An experimental study conducted at the North Sea Research Centre, part of the Technical University of Denmark, has revealed that conventional plastic beads, commonly used as biofilter media in Recirculating Aquaculture Systems (RAS), are significantly less effective in removing ammoniacal nitrogen and promoting bacterial activity compared to more innovative alternatives such as recycled polyurethane foam, coconut shells, and ceramic beads.
As mentioned in the study, plastic-based biofilter media have traditionally been used due to their durability and ease of handling. However, concerns regarding cost, environmental impact, and the generation of microplastics have driven the search for more sustainable and accessible alternatives. In developing countries, where the installation of RAS often faces economic barriers, the high cost of importing commercial biomedia can severely limit the adoption of this technology.

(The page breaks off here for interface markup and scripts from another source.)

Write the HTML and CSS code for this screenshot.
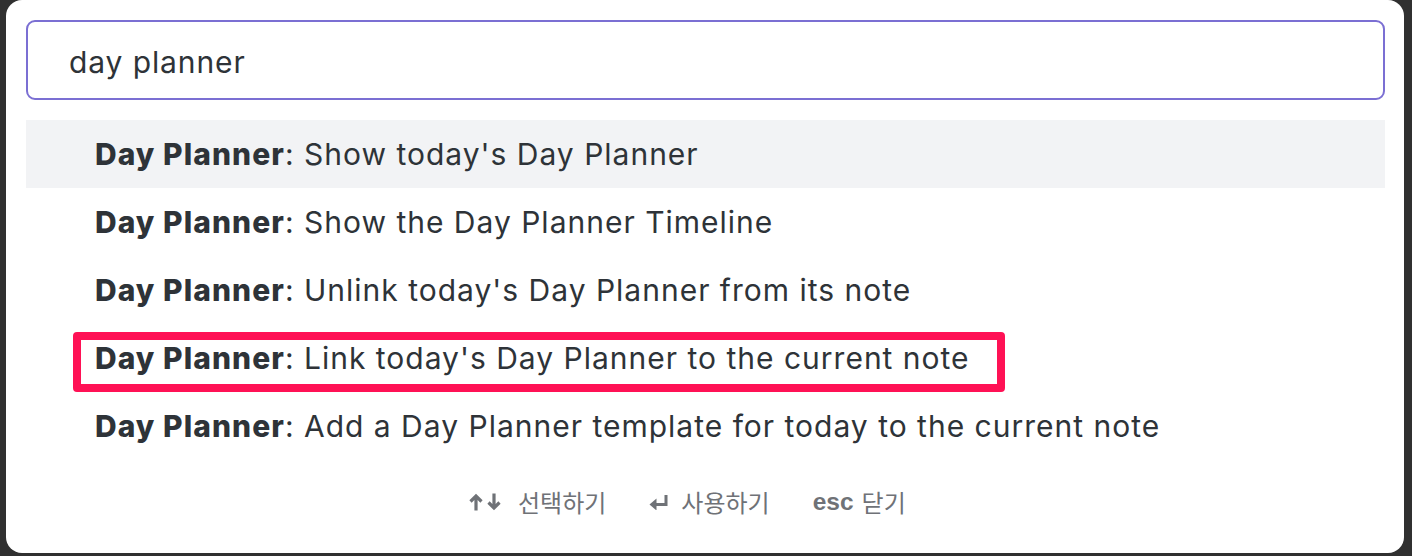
FILE: index.html
```html
<!DOCTYPE html>
<html lang="ko">
<head>
<meta charset="utf-8">
<link rel="stylesheet" href="styles.css">
</head>
<body>
<div class="panel">
  <div class="search">day planner</div>
  <div class="results">
    <div class="row selected"><b>Day Planner</b>: Show today's Day Planner</div>
    <div class="row"><b>Day Planner</b>: Show the Day Planner Timeline</div>
    <div class="row"><b>Day Planner</b>: Unlink today's Day Planner from its note</div>
    <div class="row marked"><b>Day Planner</b>: Link today's Day Planner to the current note<span class="highlight"></span></div>
    <div class="row"><b>Day Planner</b>: Add a Day Planner template for today to the current note</div>
  </div>
  <div class="footer">
    <div class="hint nav">
      <svg class="ico" width="32" height="18" viewBox="0 0 32 18"><path d="M7 17.5V3M1.5 8.5L7 3l5.5 5.5" fill="none" stroke="currentColor" stroke-width="3.2"/><path d="M25 0.5V15M19.5 9.5L25 15l5.5-5.5" fill="none" stroke="currentColor" stroke-width="3.2"/></svg>
      <span>선택하기</span>
    </div>
    <div class="hint use">
      <svg class="ico" width="19" height="16" viewBox="0 0 19 16"><path d="M17 1v9.5H4" fill="none" stroke="currentColor" stroke-width="3"/><path d="M0.5 10.5L7.5 4.5v12z" fill="currentColor"/></svg>
      <span>사용하기</span>
    </div>
    <div class="hint close">
      <b class="key">esc</b>
      <span>닫기</span>
    </div>
  </div>
</div>
</body>
</html>
```
FILE: styles.css
```css
html, body {
  margin: 0;
  padding: 0;
  background: #303030;
  height: 556px;
  overflow: hidden;
}
body {
  font-family: Inter, "Noto Sans", "Noto Sans CJK KR", sans-serif;
  color: #2e3338;
}
.panel {
  margin-left: 6px;
  width: 1398px;
  height: 553px;
  background: #ffffff;
  border-radius: 16px;
  box-sizing: border-box;
  padding: 20px 19px 0 20px;
  display: flex;
  flex-direction: column;
}
.search {
  height: 80px;
  box-sizing: border-box;
  border: 2px solid #7b6fd3;
  border-radius: 9px;
  padding-left: 41px;
  padding-top: 4px;
  display: flex;
  align-items: center;
  font-size: 30px;
  letter-spacing: 0.9px;
  color: #2e3338;
}
.results {
  margin-top: 20px;
  display: flex;
  flex-direction: column;
}
.row {
  height: 68px;
  display: flex;
  align-items: center;
  padding-left: 69px;
  font-size: 30px;
  letter-spacing: 1px;
  white-space: pre;
  position: relative;
}
.row b {
  font-weight: 800;
  letter-spacing: 1.05px;
}
.row.selected {
  background: #f2f3f5;
}
.highlight {
  position: absolute;
  left: 47px;
  top: 8px;
  width: 932px;
  height: 60px;
  box-sizing: border-box;
  border: 8px solid #ff1155;
  border-radius: 4px;
}
.footer {
  display: flex;
  justify-content: flex-start;
  gap: 43px;
  padding-left: 443px;
  margin-top: 24px;
  color: #6f7277;
  font-size: 24px;
}
.hint {
  display: flex;
  align-items: center;
  font-family: "Noto Sans CJK KR", sans-serif;
}
.hint.nav { gap: 17px; }
.hint.use { gap: 13px; }
.hint.close { gap: 8px; }
.ico {
  display: block;
}
.key {
  font-family: "Liberation Sans", sans-serif;
  font-weight: 700;
  font-size: 24.5px;
  color: #6f7277;
}
```
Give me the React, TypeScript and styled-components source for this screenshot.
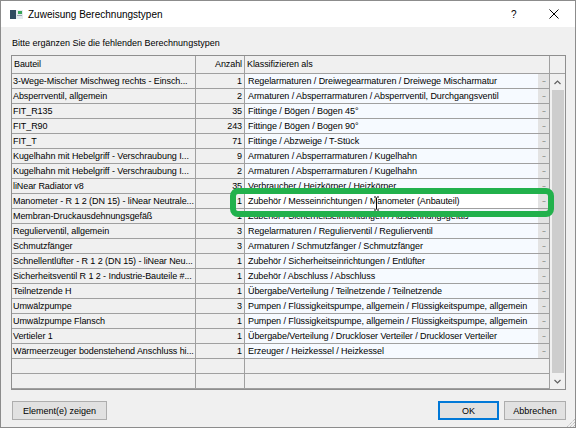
import React from "react";
import styled, { createGlobalStyle } from "styled-components";

const GlobalStyle = createGlobalStyle`
    html, body { margin: 0; padding: 0; background: #f0f0f0; }
    body { font-family: "Liberation Sans", Arial, sans-serif; }
    * { box-sizing: border-box; }
`;

type Entry = { part: string; count: number; cls: string };

const entries: Entry[] = [
    { part: "3-Wege-Mischer Mischweg rechts - Einsch...", count: 1, cls: "Regelarmaturen / Dreiwegearmaturen / Dreiwege Mischarmatur" },
    { part: "Absperrventil, allgemein", count: 2, cls: "Armaturen / Absperrarmaturen / Absperrventil, Durchgangsventil" },
    { part: "FIT_R135", count: 35, cls: "Fittinge / Bögen / Bogen 45°" },
    { part: "FIT_R90", count: 243, cls: "Fittinge / Bögen / Bogen 90°" },
    { part: "FIT_T", count: 71, cls: "Fittinge / Abzweige / T-Stück" },
    { part: "Kugelhahn mit Hebelgriff - Verschraubung I...", count: 9, cls: "Armaturen / Absperrarmaturen / Kugelhahn" },
    { part: "Kugelhahn mit Hebelgriff - Verschraubung I...", count: 2, cls: "Armaturen / Absperrarmaturen / Kugelhahn" },
    { part: "liNear Radiator v8", count: 35, cls: "Verbraucher / Heizkörper / Heizkörper" },
    { part: "Manometer - R 1 2 (DN 15) - liNear Neutrale...", count: 1, cls: "Zubehör / Messeinrichtungen / Manometer (Anbauteil)" },
    { part: "Membran-Druckausdehnungsgefäß", count: 1, cls: "Zubehör / Sicherheitseinrichtungen / Ausdehnungsgefäß" },
    { part: "Regulierventil, allgemein", count: 3, cls: "Regelarmaturen / Regulierventil / Regulierventil" },
    { part: "Schmutzfänger", count: 3, cls: "Armaturen / Schmutzfänger / Schmutzfänger" },
    { part: "Schnellentlüfter - R 1 2 (DN 15) - liNear Neu...", count: 1, cls: "Zubehör / Sicherheitseinrichtungen / Entlüfter" },
    { part: "Sicherheitsventil R 1 2 - Industrie-Bauteile #...", count: 1, cls: "Zubehör / Abschluss / Abschluss" },
    { part: "Teilnetzende H", count: 1, cls: "Übergabe/Verteilung / Teilnetzende / Teilnetzende" },
    { part: "Umwälzpumpe", count: 3, cls: "Pumpen / Flüssigkeitspumpe, allgemein / Flüssigkeitspumpe, allgemein" },
    { part: "Umwälzpumpe Flansch", count: 1, cls: "Pumpen / Flüssigkeitspumpe, allgemein / Flüssigkeitspumpe, allgemein" },
    { part: "Vertieler 1", count: 1, cls: "Übergabe/Verteilung / Druckloser Verteiler / Druckloser Verteiler" },
    { part: "Wärmeerzeuger bodenstehend Anschluss hi...", count: 1, cls: "Erzeuger / Heizkessel / Heizkessel" },
];

const EDIT_ROW = 8;
const EMPTY_ROWS = 2;

const COL_PART = 184;
const COL_COUNT = 49;
const COL_CLASS = 305;
const SCROLL_W = 15;

const Window = styled.div`
    position: relative;
    width: 576px;
    height: 428px;
    border: 1px solid #8c8c8c;
    background: #f0f0f0;
    display: flex;
    flex-direction: column;
    overflow: hidden;
`;

const TitleBar = styled.div`
    height: 26px;
    background: #ffffff;
    display: flex;
    align-items: center;
    padding: 0 0 0 9px;
`;

const TitleText = styled.span`
    margin-left: 5px;
    font-size: 10px;
    color: #000;
    flex: 1;
`;

const HelpGlyph = styled.span`
    font-size: 10px;
    color: #000;
    width: 38px;
    text-align: left;
`;

const CloseBox = styled.span`
    width: 26px;
    display: flex;
    align-items: center;
`;

const Content = styled.div`
    flex: 1;
    display: flex;
    flex-direction: column;
    padding: 10px 9px 0 10px;
`;

const Prompt = styled.div`
    font-size: 9px;
    line-height: 12px;
    color: #000;
    padding-left: 1px;
    margin-bottom: 6px;
`;

const Grid = styled.div`
    width: 555px;
    border: 1px solid #8f8f8f;
    background: #f0f0f0;
    font-size: 9px;
    letter-spacing: -0.08px;
    color: #000;
`;

const HeaderRow = styled.div`
    display: flex;
    height: 18px;
    border-bottom: 1px solid #a0a0a0;
`;

const HeaderCell = styled.div<{ $w: number; $align?: "left" | "right"; $last?: boolean }>`
    width: ${(p) => p.$w}px;
    flex: none;
    line-height: 17px;
    padding: 0 2px;
    text-align: ${(p) => p.$align ?? "left"};
    border-right: ${(p) => (p.$last ? "none" : "1px solid #a0a0a0")};
    white-space: nowrap;
    overflow: hidden;
`;

const BodyWrap = styled.div`
    display: flex;
`;

const RowList = styled.div`
    display: flex;
    flex-direction: column;
`;

const Row = styled.div`
    display: flex;
    height: 15px;
    border-bottom: 1px solid #a0a0a0;
`;

const Cell = styled.div<{ $w: number; $align?: "left" | "right" }>`
    width: ${(p) => p.$w}px;
    flex: none;
    line-height: 14px;
    padding: 0 2px 0 1px;
    text-align: ${(p) => p.$align ?? "left"};
    border-right: 1px solid #a0a0a0;
    white-space: nowrap;
    overflow: hidden;
`;

const ClassCell = styled.div<{ $editing?: boolean }>`
    width: ${COL_CLASS}px;
    flex: none;
    display: flex;
    border-right: 1px solid #a0a0a0;
    background: ${(p) => (p.$editing ? "#ffffff" : "#f6faff")};
`;

const ClassText = styled.span`
    flex: 1;
    line-height: 14px;
    padding-left: 3px;
    white-space: nowrap;
    overflow: hidden;
`;

const DotsButton = styled.span`
    width: 11px;
    flex: none;
    background: #e3e3e3;
    color: #555;
    font-size: 7px;
    line-height: 12px;
    text-align: center;
    letter-spacing: -1px;
`;

const ScrollBar = styled.div`
    width: ${SCROLL_W}px;
    display: flex;
    flex-direction: column;
    background: #f0f0f0;
`;

const ScrollArrow = styled.div`
    height: 16px;
    display: flex;
    align-items: center;
    justify-content: center;
`;

const ScrollThumb = styled.div`
    flex: 1;
    margin: 0 1px 0 2px;
    background: #cdcdcd;
`;

const Footer = styled.div`
    display: flex;
    margin-top: 11px;
    gap: 5px;
`;

const Button = styled.button<{ $w: number; $primary?: boolean }>`
    width: ${(p) => p.$w}px;
    height: 19px;
    padding: 0;
    font-family: "Liberation Sans", Arial, sans-serif;
    font-size: 9px;
    color: #000;
    background: #e1e1e1;
    border: 1px solid ${(p) => (p.$primary ? "#0078d7" : "#adadad")};
    box-shadow: ${(p) => (p.$primary ? "inset 0 0 0 1px #0078d7" : "none")};
`;

const Spacer = styled.div`
    flex: 1;
`;

const Highlight = styled.div`
    position: absolute;
    left: 229px;
    top: 187px;
    width: 324px;
    height: 29px;
    border: 6px solid #22b14c;
    border-radius: 8px;
    pointer-events: none;
`;

const Overlay = styled.svg<{ $x: number; $y: number }>`
    position: absolute;
    left: ${(p) => p.$x}px;
    top: ${(p) => p.$y}px;
    pointer-events: none;
`;

const WindowIcon = () => (
    <svg width="13" height="9" viewBox="0 0 13 9">
        <rect x="0" y="0" width="13" height="9" fill="#e4eaee" />
        <rect x="0" y="0" width="6" height="9" fill="#2f4a5f" />
        <rect x="8" y="1" width="4" height="3" fill="#3aa55a" />
        <rect x="7" y="5" width="5" height="1" fill="#9aa8b2" />
    </svg>
);

const Chevron = ({ down }: { down?: boolean }) => (
    <svg width="7" height="5" viewBox="0 0 7 5">
        <polyline
            points={down ? "0.5,1 3.5,4 6.5,1" : "0.5,4 3.5,1 6.5,4"}
            fill="none"
            stroke="#606060"
            strokeWidth="1.2"
        />
    </svg>
);

export default function App() {
    return (
        <>
            <GlobalStyle />
            <Window>
                <TitleBar>
                    <WindowIcon />
                    <TitleText>Zuweisung Berechnungstypen</TitleText>
                    <HelpGlyph>?</HelpGlyph>
                    <CloseBox>
                        <svg width="10" height="10" viewBox="0 0 10 10">
                            <path d="M0.5 0.5 L9.5 9.5 M9.5 0.5 L0.5 9.5" stroke="#000" strokeWidth="1" />
                        </svg>
                    </CloseBox>
                </TitleBar>

                <Content>
                    <Prompt>Bitte ergänzen Sie die fehlenden Berechnungstypen</Prompt>

                    <Grid>
                        <HeaderRow>
                            <HeaderCell $w={COL_PART}>Bauteil</HeaderCell>
                            <HeaderCell $w={COL_COUNT} $align="right">Anzahl</HeaderCell>
                            <HeaderCell $w={COL_CLASS}>Klassifizieren als</HeaderCell>
                            <HeaderCell $w={SCROLL_W} $last />
                        </HeaderRow>
                        <BodyWrap>
                            <RowList>
                                {entries.map((e, i) => (
                                    <Row key={i}>
                                        <Cell $w={COL_PART}>{e.part}</Cell>
                                        <Cell $w={COL_COUNT} $align="right">{e.count}</Cell>
                                        <ClassCell $editing={i === EDIT_ROW}>
                                            <ClassText>{e.cls}</ClassText>
                                            <DotsButton>...</DotsButton>
                                        </ClassCell>
                                    </Row>
                                ))}
                                {Array.from({ length: EMPTY_ROWS }).map((_, i) => (
                                    <Row key={`empty-${i}`}>
                                        <Cell $w={COL_PART} />
                                        <Cell $w={COL_COUNT} />
                                        <Cell $w={COL_CLASS} />
                                    </Row>
                                ))}
                            </RowList>
                            <ScrollBar>
                                <ScrollArrow><Chevron /></ScrollArrow>
                                <ScrollThumb />
                                <ScrollArrow><Chevron down /></ScrollArrow>
                            </ScrollBar>
                        </BodyWrap>
                    </Grid>

                    <Footer>
                        <Button $w={95} style={{ marginLeft: 1 }}>Element(e) zeigen</Button>
                        <Spacer />
                        <Button $w={61} $primary>OK</Button>
                        <Button $w={62}>Abbrechen</Button>
                    </Footer>
                </Content>

                <Highlight />

                <Overlay $x={372} $y={195} width="7" height="15" viewBox="0 0 7 15">
                    <path d="M1 1 H3 M4 1 H6 M3.5 1.5 V13.5 M1 14 H3 M4 14 H6" stroke="#fff" strokeWidth="2.2" fill="none" />
                    <path d="M1 1 H3 M4 1 H6 M3.5 1.5 V13.5 M1 14 H3 M4 14 H6" stroke="#000" strokeWidth="1" fill="none" />
                </Overlay>

                <Overlay $x={564} $y={416} width="11" height="11" viewBox="0 0 11 11">
                    <path d="M10 2 L2 10 M10 5 L5 10 M10 8 L8 10" stroke="#a8a8a8" strokeWidth="1" strokeDasharray="1 1" />
                </Overlay>
            </Window>
        </>
    );
}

Among the materials tested, recycled polyurethane foam proved to be the most efficient, capable of removing up to 310 grams of ammoniacal nitrogen per cubic metre per day—more than double the performance of plastic beads. Coconut shells and ceramic beads also outperformed plastic beads, ranking second and third, respectively.
These findings highlight the urgent need to explore more sustainable and effective alternatives to optimise biofilters in aquaculture systems. In RAS, biofilters play a critical role as the central component responsible for maintaining water quality by removing toxic nitrogen compounds.
Recycled polyurethane foam also stood out for its stability and efficiency, even under high nutrient loads, requiring less maintenance than coconut shells and ceramic beads, which tend to be more prone to blockages.
About the study
The researchers employed a 20-cubic-metre recirculating aquaculture system designed for rainbow trout farming. Over a eight-week period, four types of biomedia were evaluated: recycled polyurethane foam, coconut shells, ceramic beads, and commercial plastic beads. The system was equipped with biofilters specifically designed to house the biomedia, maintaining a constant flow of water and air supply to ensure optimal conditions for bacteria activity.
During the initial weeks, a supplementary biofilters was used to facilitate the early colonization of nitrifying bacteria on the different biomedia. Throughout the experiment, key variables were measured, including ammoniacal nitrogen and nitrite removal rates, microbial activity (assessed via hydrogen peroxide degradation), and nitrification kinetics. The study also examined the impact of each material on water quality, noting any release of organic matter during use.
The experimental design included higher nutrient loads to assess the ability of the biomedia to maintain efficiency under varying levels of stress. Data collected enabled a comparative analysis of the performance, durability, maintenance requirements, and sustainability of each biomedia, resulting in practical recommendations for real-world aquaculture production systems.